Carry none of the pictures over; set down the material below exactly.
--- BEGIN Data excerpt ---
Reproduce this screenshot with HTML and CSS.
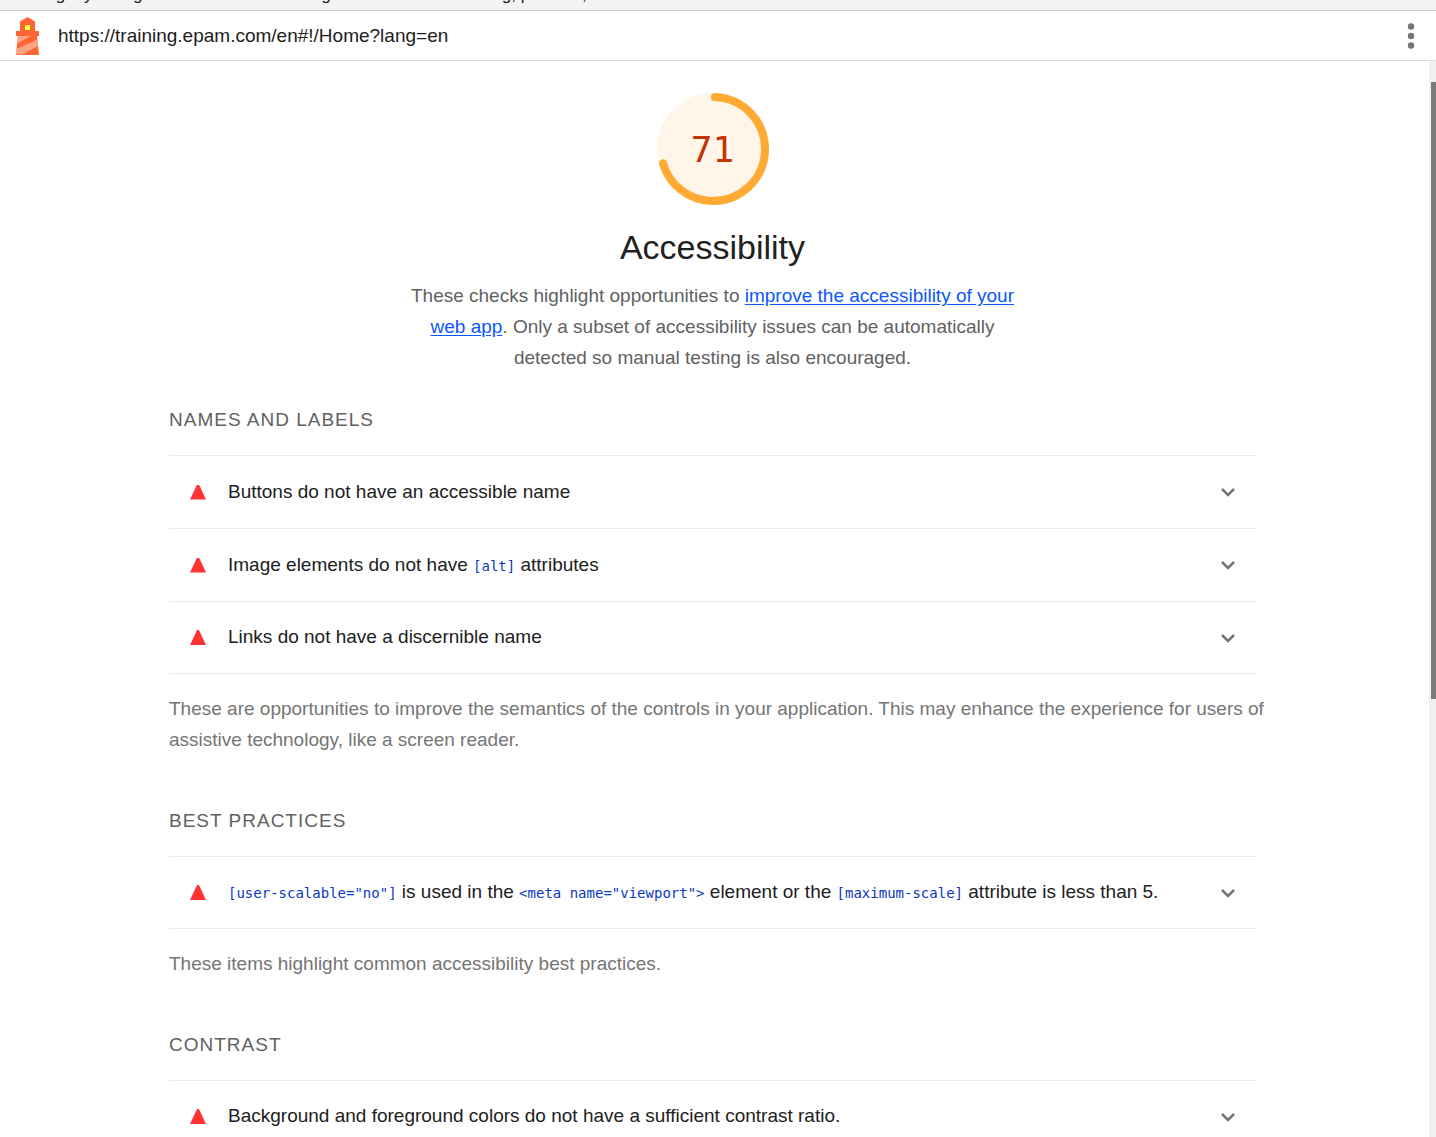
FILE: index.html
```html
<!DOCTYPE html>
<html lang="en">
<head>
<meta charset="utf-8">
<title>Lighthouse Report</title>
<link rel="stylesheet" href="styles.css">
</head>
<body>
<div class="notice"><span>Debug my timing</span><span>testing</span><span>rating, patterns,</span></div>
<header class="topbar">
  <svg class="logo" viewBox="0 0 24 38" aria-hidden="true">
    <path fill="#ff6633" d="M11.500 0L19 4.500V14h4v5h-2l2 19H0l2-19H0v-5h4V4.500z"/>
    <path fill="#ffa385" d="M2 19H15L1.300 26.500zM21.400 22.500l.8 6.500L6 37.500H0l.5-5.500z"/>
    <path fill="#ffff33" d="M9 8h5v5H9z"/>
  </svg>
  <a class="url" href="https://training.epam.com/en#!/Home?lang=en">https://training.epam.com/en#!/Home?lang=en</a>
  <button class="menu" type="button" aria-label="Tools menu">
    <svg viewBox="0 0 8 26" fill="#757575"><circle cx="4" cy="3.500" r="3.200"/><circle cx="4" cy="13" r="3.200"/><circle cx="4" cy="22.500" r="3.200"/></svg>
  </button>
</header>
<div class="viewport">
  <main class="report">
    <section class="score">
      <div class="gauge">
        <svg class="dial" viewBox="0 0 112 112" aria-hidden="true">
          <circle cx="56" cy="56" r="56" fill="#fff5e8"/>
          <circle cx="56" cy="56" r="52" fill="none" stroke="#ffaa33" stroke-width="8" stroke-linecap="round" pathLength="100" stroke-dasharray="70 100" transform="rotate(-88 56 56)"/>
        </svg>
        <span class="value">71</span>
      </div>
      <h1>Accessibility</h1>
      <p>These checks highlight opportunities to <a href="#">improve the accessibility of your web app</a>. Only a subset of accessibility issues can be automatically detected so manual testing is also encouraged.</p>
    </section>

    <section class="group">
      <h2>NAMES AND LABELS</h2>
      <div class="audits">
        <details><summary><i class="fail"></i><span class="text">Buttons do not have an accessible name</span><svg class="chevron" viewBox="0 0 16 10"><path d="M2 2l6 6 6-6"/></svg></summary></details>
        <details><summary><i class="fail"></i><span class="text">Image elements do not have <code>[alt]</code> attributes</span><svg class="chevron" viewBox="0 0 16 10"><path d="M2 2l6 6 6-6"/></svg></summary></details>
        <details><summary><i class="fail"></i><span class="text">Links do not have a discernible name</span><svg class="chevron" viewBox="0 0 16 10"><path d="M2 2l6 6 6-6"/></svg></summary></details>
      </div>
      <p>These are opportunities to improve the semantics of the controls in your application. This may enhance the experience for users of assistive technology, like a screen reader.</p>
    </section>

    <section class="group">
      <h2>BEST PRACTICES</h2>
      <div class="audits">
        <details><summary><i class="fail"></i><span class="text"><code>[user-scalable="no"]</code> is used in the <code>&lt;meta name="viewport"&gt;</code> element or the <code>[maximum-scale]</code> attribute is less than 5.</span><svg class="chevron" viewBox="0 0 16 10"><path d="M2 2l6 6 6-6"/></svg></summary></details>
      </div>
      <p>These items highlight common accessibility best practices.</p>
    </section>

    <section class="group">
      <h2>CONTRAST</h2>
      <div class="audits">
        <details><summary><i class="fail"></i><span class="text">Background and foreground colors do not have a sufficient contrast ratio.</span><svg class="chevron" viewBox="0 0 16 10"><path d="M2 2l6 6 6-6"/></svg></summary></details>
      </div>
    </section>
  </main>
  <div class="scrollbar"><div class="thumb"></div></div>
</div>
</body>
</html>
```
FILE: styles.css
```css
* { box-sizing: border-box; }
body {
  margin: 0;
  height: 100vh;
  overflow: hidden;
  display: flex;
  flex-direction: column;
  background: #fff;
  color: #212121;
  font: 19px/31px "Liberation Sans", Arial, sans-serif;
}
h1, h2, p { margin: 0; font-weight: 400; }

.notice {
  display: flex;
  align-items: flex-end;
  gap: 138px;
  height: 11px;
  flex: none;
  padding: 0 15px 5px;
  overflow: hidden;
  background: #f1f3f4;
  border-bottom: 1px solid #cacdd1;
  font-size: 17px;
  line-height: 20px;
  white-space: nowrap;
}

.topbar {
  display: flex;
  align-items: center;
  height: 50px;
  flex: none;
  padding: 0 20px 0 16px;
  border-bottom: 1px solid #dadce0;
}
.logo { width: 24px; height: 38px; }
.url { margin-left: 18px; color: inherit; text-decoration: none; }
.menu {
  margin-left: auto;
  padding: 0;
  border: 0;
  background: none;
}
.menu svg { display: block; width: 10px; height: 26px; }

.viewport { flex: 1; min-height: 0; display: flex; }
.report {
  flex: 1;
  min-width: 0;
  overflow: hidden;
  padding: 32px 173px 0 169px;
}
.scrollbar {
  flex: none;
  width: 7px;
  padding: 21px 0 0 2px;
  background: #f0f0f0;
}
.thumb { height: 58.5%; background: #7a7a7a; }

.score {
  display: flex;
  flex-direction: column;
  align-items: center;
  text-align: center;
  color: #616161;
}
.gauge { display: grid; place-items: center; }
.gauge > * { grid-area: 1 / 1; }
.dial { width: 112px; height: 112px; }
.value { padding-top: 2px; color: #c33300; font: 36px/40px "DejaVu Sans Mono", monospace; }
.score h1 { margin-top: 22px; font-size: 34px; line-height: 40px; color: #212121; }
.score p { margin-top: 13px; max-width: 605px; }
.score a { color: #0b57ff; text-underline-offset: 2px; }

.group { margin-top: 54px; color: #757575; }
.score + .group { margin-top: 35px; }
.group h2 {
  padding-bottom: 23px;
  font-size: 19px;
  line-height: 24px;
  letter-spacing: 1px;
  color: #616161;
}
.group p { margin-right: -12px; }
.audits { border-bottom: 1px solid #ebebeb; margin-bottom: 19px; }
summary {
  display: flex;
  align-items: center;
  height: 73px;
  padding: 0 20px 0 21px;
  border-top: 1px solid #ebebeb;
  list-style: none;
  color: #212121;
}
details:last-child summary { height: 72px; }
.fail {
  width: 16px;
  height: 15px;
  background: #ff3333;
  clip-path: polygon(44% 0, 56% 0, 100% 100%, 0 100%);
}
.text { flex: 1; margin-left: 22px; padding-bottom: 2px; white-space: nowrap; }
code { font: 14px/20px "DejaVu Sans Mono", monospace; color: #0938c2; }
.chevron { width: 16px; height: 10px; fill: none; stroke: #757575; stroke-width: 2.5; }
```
--- END Data excerpt ---
■ **The result**:
Reproduce this screenshot with HTML and CSS.
FILE: index.html
```html
<!DOCTYPE html>
<html lang="en">
<head>
<meta charset="utf-8">
<title>Lighthouse Report</title>
<link rel="stylesheet" href="styles.css">
</head>
<body>
<div class="notice"><span>Debug my timing</span><span>testing</span><span>rating, patterns,</span></div>
<header class="topbar">
  <svg class="logo" viewBox="0 0 24 38" aria-hidden="true">
    <path fill="#ff6633" d="M11.500 0L19 4.500V14h4v5h-2l2 19H0l2-19H0v-5h4V4.500z"/>
    <path fill="#ffa385" d="M2 19H15L1.300 26.500zM21.400 22.500l.8 6.500L6 37.500H0l.5-5.500z"/>
    <path fill="#ffff33" d="M9 8h5v5H9z"/>
  </svg>
  <a class="url" href="https://training.epam.com/en#!/Home?lang=en">https://training.epam.com/en#!/Home?lang=en</a>
  <button class="menu" type="button" aria-label="Tools menu">
    <svg viewBox="0 0 8 26" fill="#757575"><circle cx="4" cy="3.500" r="3.200"/><circle cx="4" cy="13" r="3.200"/><circle cx="4" cy="22.500" r="3.200"/></svg>
  </button>
</header>
<div class="viewport">
  <main class="report">
    <section class="score">
      <div class="gauge">
        <svg class="dial" viewBox="0 0 112 112" aria-hidden="true">
          <circle cx="56" cy="56" r="56" fill="#fff5e8"/>
          <circle cx="56" cy="56" r="52" fill="none" stroke="#ffaa33" stroke-width="8" stroke-linecap="round" pathLength="100" stroke-dasharray="70 100" transform="rotate(-88 56 56)"/>
        </svg>
        <span class="value">71</span>
      </div>
      <h1>Accessibility</h1>
      <p>These checks highlight opportunities to <a href="#">improve the accessibility of your web app</a>. Only a subset of accessibility issues can be automatically detected so manual testing is also encouraged.</p>
    </section>

    <section class="group">
      <h2>NAMES AND LABELS</h2>
      <div class="audits">
        <details><summary><i class="fail"></i><span class="text">Buttons do not have an accessible name</span><svg class="chevron" viewBox="0 0 16 10"><path d="M2 2l6 6 6-6"/></svg></summary></details>
        <details><summary><i class="fail"></i><span class="text">Image elements do not have <code>[alt]</code> attributes</span><svg class="chevron" viewBox="0 0 16 10"><path d="M2 2l6 6 6-6"/></svg></summary></details>
        <details><summary><i class="fail"></i><span class="text">Links do not have a discernible name</span><svg class="chevron" viewBox="0 0 16 10"><path d="M2 2l6 6 6-6"/></svg></summary></details>
      </div>
      <p>These are opportunities to improve the semantics of the controls in your application. This may enhance the experience for users of assistive technology, like a screen reader.</p>
    </section>

    <section class="group">
      <h2>BEST PRACTICES</h2>
      <div class="audits">
        <details><summary><i class="fail"></i><span class="text"><code>[user-scalable="no"]</code> is used in the <code>&lt;meta name="viewport"&gt;</code> element or the <code>[maximum-scale]</code> attribute is less than 5.</span><svg class="chevron" viewBox="0 0 16 10"><path d="M2 2l6 6 6-6"/></svg></summary></details>
      </div>
      <p>These items highlight common accessibility best practices.</p>
    </section>

    <section class="group">
      <h2>CONTRAST</h2>
      <div class="audits">
        <details><summary><i class="fail"></i><span class="text">Background and foreground colors do not have a sufficient contrast ratio.</span><svg class="chevron" viewBox="0 0 16 10"><path d="M2 2l6 6 6-6"/></svg></summary></details>
      </div>
    </section>
  </main>
  <div class="scrollbar"><div class="thumb"></div></div>
</div>
</body>
</html>
```
FILE: styles.css
```css
* { box-sizing: border-box; }
body {
  margin: 0;
  height: 100vh;
  overflow: hidden;
  display: flex;
  flex-direction: column;
  background: #fff;
  color: #212121;
  font: 19px/31px "Liberation Sans", Arial, sans-serif;
}
h1, h2, p { margin: 0; font-weight: 400; }

.notice {
  display: flex;
  align-items: flex-end;
  gap: 138px;
  height: 11px;
  flex: none;
  padding: 0 15px 5px;
  overflow: hidden;
  background: #f1f3f4;
  border-bottom: 1px solid #cacdd1;
  font-size: 17px;
  line-height: 20px;
  white-space: nowrap;
}

.topbar {
  display: flex;
  align-items: center;
  height: 50px;
  flex: none;
  padding: 0 20px 0 16px;
  border-bottom: 1px solid #dadce0;
}
.logo { width: 24px; height: 38px; }
.url { margin-left: 18px; color: inherit; text-decoration: none; }
.menu {
  margin-left: auto;
  padding: 0;
  border: 0;
  background: none;
}
.menu svg { display: block; width: 10px; height: 26px; }

.viewport { flex: 1; min-height: 0; display: flex; }
.report {
  flex: 1;
  min-width: 0;
  overflow: hidden;
  padding: 32px 173px 0 169px;
}
.scrollbar {
  flex: none;
  width: 7px;
  padding: 21px 0 0 2px;
  background: #f0f0f0;
}
.thumb { height: 58.5%; background: #7a7a7a; }

.score {
  display: flex;
  flex-direction: column;
  align-items: center;
  text-align: center;
  color: #616161;
}
.gauge { display: grid; place-items: center; }
.gauge > * { grid-area: 1 / 1; }
.dial { width: 112px; height: 112px; }
.value { padding-top: 2px; color: #c33300; font: 36px/40px "DejaVu Sans Mono", monospace; }
.score h1 { margin-top: 22px; font-size: 34px; line-height: 40px; color: #212121; }
.score p { margin-top: 13px; max-width: 605px; }
.score a { color: #0b57ff; text-underline-offset: 2px; }

.group { margin-top: 54px; color: #757575; }
.score + .group { margin-top: 35px; }
.group h2 {
  padding-bottom: 23px;
  font-size: 19px;
  line-height: 24px;
  letter-spacing: 1px;
  color: #616161;
}
.group p { margin-right: -12px; }
.audits { border-bottom: 1px solid #ebebeb; margin-bottom: 19px; }
summary {
  display: flex;
  align-items: center;
  height: 73px;
  padding: 0 20px 0 21px;
  border-top: 1px solid #ebebeb;
  list-style: none;
  color: #212121;
}
details:last-child summary { height: 72px; }
.fail {
  width: 16px;
  height: 15px;
  background: #ff3333;
  clip-path: polygon(44% 0, 56% 0, 100% 100%, 0 100%);
}
.text { flex: 1; margin-left: 22px; padding-bottom: 2px; white-space: nowrap; }
code { font: 14px/20px "DejaVu Sans Mono", monospace; color: #0938c2; }
.chevron { width: 16px; height: 10px; fill: none; stroke: #757575; stroke-width: 2.5; }
```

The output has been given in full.